(Web page code records)
_ _ _

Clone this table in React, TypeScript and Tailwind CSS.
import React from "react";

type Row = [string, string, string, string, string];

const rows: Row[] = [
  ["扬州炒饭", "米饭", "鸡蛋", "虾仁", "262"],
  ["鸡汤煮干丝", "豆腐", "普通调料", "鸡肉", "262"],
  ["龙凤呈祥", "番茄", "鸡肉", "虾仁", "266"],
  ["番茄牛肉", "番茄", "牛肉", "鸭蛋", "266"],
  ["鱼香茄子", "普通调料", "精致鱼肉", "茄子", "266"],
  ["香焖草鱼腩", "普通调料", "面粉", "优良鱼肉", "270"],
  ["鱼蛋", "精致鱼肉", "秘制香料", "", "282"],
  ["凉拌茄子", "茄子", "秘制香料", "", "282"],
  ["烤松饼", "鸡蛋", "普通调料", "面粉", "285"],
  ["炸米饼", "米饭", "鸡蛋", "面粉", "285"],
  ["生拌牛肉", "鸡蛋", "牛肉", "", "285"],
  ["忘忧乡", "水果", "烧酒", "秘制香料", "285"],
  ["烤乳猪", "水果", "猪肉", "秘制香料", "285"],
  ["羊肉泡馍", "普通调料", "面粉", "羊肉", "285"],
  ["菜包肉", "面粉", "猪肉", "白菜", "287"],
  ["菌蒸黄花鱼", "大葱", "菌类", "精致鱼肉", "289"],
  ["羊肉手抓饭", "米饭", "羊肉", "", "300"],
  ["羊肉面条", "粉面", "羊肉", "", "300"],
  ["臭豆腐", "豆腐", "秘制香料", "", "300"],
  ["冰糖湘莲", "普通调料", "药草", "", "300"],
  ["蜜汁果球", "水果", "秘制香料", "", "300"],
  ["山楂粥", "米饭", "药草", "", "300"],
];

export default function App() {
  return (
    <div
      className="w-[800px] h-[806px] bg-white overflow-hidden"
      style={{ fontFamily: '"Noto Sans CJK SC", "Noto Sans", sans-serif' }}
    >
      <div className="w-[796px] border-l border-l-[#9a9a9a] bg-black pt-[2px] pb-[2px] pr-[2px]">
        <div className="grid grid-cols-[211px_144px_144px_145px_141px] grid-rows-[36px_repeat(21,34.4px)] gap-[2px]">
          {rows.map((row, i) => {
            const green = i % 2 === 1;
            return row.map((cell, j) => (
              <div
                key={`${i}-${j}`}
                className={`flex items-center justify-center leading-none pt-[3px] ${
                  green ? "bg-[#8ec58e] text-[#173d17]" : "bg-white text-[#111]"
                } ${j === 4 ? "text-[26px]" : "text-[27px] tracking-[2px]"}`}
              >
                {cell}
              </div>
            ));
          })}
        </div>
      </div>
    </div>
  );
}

_ _ _

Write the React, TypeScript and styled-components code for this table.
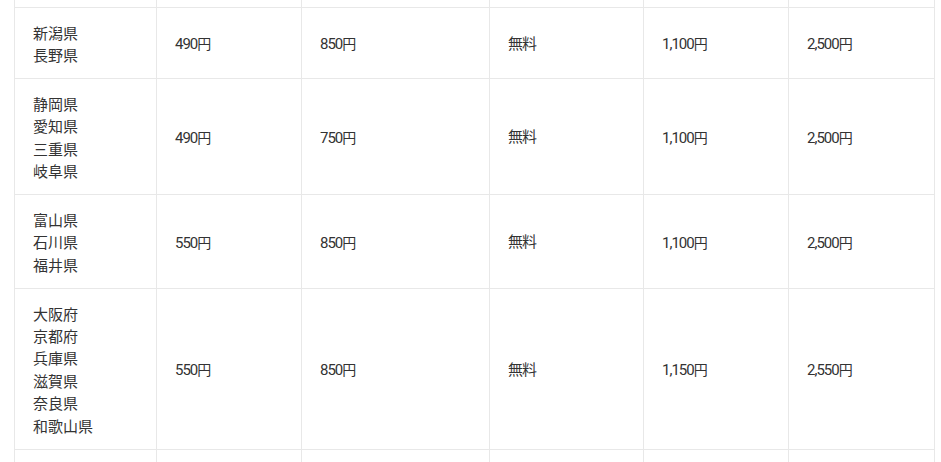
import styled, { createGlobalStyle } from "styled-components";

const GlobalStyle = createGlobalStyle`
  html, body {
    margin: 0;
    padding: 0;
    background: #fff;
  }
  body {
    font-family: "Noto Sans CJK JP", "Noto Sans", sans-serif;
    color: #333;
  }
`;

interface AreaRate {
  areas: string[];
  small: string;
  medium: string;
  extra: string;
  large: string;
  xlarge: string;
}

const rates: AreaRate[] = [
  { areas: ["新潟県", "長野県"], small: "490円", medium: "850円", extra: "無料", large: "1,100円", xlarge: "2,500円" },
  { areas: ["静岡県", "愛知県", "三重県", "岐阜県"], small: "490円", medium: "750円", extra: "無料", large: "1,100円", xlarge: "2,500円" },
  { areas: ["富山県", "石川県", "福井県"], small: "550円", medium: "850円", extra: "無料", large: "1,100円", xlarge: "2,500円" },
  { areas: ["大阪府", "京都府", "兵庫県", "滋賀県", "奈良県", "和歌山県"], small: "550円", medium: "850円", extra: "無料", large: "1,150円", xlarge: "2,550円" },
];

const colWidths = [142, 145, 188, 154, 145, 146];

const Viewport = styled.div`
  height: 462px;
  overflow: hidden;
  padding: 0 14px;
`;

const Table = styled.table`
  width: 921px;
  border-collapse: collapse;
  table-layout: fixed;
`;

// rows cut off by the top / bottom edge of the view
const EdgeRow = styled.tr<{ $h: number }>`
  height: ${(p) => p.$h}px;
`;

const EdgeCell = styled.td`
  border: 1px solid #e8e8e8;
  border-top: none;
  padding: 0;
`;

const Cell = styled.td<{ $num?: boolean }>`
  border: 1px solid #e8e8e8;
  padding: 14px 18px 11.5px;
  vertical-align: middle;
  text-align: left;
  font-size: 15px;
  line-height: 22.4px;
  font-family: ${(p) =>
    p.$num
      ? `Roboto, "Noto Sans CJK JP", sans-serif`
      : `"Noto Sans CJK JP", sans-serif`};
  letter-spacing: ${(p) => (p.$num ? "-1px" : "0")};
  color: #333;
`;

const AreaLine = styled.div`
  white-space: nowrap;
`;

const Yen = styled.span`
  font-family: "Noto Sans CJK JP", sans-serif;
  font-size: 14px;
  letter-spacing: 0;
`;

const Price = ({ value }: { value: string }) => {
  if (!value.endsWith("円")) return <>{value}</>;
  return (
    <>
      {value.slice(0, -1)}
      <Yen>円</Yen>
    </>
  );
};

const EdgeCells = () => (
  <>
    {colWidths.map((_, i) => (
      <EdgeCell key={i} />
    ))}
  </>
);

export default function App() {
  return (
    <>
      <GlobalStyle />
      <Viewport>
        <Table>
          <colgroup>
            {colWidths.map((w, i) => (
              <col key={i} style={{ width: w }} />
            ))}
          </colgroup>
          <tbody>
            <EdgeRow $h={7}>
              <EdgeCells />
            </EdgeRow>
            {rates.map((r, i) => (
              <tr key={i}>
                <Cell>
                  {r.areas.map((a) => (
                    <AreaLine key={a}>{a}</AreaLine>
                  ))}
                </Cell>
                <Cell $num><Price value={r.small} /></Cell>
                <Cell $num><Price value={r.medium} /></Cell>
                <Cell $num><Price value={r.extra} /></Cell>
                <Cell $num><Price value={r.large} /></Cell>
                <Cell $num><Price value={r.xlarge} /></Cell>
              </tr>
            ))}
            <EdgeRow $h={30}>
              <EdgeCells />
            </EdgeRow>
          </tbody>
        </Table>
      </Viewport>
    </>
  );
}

_ _ _

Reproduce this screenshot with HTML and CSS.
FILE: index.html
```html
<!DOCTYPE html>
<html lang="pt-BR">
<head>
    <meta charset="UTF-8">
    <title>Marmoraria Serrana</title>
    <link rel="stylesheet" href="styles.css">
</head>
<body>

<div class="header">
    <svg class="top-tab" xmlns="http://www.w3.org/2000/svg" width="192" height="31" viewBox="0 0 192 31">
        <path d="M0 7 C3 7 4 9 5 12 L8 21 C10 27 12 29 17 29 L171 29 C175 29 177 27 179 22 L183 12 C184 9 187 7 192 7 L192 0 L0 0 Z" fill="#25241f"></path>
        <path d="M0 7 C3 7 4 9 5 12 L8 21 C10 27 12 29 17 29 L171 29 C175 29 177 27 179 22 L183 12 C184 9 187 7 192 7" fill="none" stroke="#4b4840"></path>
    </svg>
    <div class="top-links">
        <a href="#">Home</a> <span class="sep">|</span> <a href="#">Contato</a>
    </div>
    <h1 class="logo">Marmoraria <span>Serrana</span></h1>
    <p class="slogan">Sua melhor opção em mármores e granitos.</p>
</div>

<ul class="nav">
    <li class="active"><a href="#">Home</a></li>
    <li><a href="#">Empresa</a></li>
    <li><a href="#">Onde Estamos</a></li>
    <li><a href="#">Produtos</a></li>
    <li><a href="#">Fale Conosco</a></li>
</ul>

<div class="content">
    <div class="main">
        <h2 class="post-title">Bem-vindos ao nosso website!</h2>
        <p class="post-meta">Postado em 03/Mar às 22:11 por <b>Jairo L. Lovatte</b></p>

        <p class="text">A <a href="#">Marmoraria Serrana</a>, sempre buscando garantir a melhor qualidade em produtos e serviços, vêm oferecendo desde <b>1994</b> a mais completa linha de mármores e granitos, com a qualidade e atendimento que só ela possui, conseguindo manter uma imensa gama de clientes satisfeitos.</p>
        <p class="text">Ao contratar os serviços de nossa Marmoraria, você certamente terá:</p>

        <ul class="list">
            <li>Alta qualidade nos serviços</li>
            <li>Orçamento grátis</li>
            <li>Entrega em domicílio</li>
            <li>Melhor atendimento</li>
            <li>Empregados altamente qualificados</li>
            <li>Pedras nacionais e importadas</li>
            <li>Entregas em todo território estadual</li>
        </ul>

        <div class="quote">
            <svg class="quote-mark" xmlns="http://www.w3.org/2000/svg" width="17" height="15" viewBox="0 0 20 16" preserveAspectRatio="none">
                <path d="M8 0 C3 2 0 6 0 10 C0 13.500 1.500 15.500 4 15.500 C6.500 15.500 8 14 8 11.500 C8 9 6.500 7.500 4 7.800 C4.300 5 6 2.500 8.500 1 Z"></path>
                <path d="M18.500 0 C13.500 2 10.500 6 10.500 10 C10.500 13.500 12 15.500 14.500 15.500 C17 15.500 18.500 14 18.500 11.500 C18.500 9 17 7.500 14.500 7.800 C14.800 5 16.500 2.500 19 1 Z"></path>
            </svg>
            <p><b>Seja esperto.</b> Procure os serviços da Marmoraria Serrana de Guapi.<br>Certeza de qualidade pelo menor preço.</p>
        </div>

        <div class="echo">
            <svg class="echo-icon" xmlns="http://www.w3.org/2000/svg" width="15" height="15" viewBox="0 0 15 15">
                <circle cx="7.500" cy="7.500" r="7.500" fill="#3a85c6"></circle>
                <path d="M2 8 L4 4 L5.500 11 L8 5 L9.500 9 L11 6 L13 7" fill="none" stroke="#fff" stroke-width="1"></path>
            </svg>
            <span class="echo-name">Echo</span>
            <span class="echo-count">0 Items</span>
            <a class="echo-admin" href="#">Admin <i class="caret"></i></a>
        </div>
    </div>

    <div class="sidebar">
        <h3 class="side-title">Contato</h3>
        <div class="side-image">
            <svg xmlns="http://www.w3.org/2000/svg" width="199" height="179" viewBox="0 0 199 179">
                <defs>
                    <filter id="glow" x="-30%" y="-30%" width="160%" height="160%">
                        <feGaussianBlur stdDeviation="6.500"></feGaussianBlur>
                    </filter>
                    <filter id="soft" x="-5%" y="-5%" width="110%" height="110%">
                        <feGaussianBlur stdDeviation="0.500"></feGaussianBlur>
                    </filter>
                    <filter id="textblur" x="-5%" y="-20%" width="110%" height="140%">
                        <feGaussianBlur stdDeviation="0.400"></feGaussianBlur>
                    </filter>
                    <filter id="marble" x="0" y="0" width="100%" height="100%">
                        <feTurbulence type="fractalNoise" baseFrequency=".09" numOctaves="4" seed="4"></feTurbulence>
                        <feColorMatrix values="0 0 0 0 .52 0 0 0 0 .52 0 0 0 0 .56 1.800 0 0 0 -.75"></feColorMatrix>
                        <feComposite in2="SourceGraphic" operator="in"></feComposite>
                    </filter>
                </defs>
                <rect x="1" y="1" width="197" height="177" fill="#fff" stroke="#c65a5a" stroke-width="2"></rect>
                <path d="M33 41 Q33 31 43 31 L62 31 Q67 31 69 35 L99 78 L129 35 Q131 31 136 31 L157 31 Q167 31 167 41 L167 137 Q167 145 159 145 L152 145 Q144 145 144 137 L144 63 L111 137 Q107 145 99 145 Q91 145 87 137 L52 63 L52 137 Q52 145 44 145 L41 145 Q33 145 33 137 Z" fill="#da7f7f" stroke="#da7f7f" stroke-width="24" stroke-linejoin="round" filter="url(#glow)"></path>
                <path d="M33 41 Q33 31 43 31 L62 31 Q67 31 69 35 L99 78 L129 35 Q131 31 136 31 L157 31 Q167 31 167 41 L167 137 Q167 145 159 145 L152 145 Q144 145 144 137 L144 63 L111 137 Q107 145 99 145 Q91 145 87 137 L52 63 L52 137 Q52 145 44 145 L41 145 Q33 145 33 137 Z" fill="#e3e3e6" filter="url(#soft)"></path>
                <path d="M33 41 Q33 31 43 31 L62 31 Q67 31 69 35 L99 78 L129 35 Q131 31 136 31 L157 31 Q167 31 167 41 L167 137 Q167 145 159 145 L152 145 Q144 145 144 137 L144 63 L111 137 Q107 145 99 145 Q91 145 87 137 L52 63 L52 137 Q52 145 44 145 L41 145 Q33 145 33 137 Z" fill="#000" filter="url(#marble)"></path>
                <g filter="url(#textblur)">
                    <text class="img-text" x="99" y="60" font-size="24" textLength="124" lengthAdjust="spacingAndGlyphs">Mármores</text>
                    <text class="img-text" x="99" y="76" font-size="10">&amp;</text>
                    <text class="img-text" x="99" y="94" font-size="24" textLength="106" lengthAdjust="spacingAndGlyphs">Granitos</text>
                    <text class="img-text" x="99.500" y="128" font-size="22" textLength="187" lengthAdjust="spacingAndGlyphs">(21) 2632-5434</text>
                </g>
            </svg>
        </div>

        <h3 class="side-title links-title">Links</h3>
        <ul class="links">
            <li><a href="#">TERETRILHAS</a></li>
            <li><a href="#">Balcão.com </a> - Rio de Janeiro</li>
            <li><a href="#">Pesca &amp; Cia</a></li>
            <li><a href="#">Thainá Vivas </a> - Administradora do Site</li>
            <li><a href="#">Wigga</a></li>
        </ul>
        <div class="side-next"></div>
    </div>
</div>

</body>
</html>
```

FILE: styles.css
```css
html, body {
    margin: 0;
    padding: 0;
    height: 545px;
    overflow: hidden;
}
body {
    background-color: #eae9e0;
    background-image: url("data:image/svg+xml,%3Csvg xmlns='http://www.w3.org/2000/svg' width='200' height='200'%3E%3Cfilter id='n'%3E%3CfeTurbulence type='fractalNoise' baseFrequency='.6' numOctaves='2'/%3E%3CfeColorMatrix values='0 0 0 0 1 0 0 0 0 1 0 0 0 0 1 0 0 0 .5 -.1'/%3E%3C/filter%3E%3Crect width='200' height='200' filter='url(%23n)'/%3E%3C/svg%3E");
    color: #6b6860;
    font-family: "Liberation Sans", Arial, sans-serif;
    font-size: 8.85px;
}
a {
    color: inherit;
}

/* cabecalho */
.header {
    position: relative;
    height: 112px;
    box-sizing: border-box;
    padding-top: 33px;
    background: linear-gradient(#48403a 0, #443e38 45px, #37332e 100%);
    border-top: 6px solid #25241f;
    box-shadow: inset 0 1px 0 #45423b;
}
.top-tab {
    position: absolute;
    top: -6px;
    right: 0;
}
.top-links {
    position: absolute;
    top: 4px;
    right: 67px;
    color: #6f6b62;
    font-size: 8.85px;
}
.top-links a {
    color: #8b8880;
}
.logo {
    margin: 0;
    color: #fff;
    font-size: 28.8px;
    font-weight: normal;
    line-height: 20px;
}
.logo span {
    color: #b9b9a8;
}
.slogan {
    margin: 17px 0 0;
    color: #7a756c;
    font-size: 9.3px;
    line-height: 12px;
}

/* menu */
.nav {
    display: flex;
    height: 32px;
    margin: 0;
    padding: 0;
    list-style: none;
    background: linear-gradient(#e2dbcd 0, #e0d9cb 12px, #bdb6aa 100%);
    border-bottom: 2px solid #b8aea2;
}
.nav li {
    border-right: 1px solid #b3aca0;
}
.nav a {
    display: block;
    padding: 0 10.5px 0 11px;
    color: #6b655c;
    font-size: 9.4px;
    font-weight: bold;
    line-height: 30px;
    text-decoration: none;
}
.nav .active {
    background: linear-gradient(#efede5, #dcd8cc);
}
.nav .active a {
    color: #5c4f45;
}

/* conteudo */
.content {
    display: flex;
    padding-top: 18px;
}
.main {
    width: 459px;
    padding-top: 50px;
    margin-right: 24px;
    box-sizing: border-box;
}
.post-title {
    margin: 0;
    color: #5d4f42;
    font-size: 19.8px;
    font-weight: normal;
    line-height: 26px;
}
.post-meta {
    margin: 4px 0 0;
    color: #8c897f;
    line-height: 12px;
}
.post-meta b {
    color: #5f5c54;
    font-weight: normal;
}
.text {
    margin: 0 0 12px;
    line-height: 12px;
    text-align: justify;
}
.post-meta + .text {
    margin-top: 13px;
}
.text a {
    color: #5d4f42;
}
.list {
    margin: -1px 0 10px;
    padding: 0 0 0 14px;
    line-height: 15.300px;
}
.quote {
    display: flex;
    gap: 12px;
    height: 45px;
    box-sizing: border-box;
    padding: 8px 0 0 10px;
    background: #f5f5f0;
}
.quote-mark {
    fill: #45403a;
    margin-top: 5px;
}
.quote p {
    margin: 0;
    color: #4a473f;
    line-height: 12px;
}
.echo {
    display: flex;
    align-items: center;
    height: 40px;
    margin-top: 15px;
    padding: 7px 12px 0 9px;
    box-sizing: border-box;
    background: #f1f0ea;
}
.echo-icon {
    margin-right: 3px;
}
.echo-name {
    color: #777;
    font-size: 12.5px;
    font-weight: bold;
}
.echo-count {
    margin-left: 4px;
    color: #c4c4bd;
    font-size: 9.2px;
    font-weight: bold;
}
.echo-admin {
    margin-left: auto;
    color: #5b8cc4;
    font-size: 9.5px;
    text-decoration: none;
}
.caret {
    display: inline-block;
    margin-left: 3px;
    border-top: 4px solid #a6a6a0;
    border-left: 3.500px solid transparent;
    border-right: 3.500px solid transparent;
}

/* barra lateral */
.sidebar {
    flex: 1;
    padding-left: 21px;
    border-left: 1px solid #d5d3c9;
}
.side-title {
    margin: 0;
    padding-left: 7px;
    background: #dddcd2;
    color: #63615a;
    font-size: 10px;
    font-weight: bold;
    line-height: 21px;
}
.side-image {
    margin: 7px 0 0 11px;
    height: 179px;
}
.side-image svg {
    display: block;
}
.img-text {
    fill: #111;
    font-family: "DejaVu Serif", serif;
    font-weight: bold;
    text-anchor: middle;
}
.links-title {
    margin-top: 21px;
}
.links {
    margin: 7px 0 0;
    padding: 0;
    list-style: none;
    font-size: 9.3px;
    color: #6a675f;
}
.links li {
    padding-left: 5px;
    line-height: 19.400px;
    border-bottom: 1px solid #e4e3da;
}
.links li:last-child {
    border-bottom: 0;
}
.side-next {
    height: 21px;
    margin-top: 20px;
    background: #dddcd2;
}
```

_ _ _

# [BRIEF]
Reply with nothing but the number of lines in the data above that contain "TypeScript".

# [SOLUTION TO THE PROBLEM]
2